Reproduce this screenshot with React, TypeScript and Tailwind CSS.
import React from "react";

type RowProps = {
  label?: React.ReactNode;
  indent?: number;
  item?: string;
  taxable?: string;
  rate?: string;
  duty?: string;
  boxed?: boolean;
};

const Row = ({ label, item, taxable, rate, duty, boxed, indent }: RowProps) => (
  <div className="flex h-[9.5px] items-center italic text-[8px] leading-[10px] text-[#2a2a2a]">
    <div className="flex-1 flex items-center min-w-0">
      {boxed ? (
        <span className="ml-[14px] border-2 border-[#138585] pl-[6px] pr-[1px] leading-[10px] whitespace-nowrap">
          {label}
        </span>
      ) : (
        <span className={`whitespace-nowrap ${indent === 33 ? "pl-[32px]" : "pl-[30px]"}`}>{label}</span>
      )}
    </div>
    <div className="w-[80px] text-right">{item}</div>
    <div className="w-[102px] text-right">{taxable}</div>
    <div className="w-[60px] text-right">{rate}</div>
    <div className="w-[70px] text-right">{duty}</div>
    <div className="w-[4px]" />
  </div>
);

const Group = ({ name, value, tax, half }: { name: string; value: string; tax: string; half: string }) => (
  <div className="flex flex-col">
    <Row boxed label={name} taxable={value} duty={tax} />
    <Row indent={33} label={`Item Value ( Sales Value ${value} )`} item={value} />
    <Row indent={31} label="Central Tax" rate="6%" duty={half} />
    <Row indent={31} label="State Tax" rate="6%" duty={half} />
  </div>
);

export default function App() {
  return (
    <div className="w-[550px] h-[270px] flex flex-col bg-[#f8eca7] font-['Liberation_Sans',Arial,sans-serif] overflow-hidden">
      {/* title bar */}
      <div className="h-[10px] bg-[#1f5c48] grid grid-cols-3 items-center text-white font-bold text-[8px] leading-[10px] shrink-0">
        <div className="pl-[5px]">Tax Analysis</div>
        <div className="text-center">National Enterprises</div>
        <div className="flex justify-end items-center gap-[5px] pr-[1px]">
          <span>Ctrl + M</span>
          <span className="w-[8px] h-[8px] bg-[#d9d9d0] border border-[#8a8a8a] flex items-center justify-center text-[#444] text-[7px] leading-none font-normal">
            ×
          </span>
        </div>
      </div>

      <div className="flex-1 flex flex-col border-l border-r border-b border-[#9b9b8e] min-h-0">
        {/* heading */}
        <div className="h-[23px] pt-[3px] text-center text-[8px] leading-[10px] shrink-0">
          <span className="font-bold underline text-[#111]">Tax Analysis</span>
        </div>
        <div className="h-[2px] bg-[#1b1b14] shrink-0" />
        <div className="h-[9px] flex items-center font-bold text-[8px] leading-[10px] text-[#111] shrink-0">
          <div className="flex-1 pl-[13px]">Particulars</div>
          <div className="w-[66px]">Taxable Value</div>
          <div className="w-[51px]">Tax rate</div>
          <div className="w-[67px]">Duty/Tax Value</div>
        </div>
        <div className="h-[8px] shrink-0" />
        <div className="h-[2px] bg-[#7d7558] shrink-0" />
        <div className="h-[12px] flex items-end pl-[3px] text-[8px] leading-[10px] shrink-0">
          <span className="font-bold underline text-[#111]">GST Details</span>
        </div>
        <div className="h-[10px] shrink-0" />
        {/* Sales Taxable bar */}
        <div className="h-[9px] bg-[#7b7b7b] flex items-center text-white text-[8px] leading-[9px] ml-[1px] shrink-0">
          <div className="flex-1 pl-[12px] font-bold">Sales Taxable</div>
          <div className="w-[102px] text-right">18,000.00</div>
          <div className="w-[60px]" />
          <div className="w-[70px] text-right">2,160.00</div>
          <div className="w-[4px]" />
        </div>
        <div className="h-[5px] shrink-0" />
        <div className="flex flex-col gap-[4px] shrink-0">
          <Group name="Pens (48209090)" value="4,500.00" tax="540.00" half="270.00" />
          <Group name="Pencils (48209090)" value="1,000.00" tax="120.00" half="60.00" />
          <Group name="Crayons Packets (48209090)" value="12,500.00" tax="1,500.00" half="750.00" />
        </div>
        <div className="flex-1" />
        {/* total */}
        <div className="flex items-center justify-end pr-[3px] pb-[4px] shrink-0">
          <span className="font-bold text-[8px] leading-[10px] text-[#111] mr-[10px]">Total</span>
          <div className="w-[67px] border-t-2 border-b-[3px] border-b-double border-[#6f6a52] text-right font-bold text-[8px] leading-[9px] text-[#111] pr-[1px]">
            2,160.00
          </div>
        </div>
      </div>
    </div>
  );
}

:::

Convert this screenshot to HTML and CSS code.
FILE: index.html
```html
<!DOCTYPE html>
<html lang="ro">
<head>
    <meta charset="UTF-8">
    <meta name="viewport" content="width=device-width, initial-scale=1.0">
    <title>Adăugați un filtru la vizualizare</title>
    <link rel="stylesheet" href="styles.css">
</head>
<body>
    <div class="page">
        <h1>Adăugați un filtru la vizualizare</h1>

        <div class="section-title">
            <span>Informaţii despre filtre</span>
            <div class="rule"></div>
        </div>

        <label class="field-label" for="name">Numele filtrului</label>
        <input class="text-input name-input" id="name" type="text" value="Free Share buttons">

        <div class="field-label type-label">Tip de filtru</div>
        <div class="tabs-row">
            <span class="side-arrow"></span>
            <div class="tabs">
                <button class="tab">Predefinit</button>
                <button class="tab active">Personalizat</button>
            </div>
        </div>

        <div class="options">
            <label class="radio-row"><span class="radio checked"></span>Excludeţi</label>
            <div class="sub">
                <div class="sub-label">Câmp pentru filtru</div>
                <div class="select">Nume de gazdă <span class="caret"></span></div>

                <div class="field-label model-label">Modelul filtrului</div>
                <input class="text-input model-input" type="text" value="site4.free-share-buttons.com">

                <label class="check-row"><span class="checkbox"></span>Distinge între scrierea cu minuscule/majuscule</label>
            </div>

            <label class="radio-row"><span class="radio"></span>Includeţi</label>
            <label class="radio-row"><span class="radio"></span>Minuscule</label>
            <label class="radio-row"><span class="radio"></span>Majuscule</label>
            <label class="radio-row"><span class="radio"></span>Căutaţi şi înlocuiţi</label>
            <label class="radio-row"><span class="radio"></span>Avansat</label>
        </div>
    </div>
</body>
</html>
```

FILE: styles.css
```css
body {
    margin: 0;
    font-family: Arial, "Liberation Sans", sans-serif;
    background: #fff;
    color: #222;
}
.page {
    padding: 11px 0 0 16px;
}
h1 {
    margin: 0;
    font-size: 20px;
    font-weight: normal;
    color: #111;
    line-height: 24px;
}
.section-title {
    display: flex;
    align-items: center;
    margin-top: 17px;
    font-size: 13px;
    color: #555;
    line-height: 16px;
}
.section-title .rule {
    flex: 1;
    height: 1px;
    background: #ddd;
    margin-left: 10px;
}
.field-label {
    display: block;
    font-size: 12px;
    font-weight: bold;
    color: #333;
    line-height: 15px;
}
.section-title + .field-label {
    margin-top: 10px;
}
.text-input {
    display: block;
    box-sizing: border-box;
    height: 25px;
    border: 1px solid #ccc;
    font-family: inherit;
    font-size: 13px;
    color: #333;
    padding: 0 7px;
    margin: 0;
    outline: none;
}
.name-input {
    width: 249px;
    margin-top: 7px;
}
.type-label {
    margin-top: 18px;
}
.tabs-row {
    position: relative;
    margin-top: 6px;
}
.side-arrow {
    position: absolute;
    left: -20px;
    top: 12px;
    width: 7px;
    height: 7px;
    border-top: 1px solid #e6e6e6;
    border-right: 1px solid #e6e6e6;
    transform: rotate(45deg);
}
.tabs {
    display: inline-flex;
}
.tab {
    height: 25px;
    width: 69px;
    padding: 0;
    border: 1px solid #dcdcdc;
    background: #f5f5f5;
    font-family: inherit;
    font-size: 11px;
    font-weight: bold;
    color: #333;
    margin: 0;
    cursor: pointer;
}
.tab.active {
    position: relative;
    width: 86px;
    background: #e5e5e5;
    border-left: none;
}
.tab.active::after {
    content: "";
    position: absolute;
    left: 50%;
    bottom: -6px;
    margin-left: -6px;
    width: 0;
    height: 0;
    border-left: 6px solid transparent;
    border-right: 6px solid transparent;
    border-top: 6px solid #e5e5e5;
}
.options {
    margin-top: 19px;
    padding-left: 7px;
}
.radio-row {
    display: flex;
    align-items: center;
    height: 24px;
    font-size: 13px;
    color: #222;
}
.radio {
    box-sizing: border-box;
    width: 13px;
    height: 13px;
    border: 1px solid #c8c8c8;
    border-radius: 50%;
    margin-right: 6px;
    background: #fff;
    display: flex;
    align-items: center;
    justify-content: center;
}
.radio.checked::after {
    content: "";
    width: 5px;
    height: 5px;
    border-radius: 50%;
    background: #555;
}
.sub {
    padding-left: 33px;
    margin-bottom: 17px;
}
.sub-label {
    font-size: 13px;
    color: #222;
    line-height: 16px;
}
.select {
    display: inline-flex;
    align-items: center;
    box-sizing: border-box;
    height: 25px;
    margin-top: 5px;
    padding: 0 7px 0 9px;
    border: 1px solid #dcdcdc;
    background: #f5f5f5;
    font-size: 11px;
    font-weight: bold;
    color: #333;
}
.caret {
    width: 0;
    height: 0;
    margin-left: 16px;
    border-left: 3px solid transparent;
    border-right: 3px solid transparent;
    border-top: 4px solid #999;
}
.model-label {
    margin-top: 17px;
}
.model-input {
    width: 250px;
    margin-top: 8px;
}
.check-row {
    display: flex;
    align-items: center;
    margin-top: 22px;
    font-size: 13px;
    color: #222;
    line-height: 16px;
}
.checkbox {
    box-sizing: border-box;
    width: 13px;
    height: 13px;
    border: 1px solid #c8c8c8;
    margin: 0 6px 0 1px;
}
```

:::

**WORK REQUIRED:**
Look above for lines with the word "this" and copy them all.

**ANSWER TO THE EXERCISE:**
Reproduce this screenshot with React, TypeScript and Tailwind CSS.
Convert this screenshot to HTML and CSS code.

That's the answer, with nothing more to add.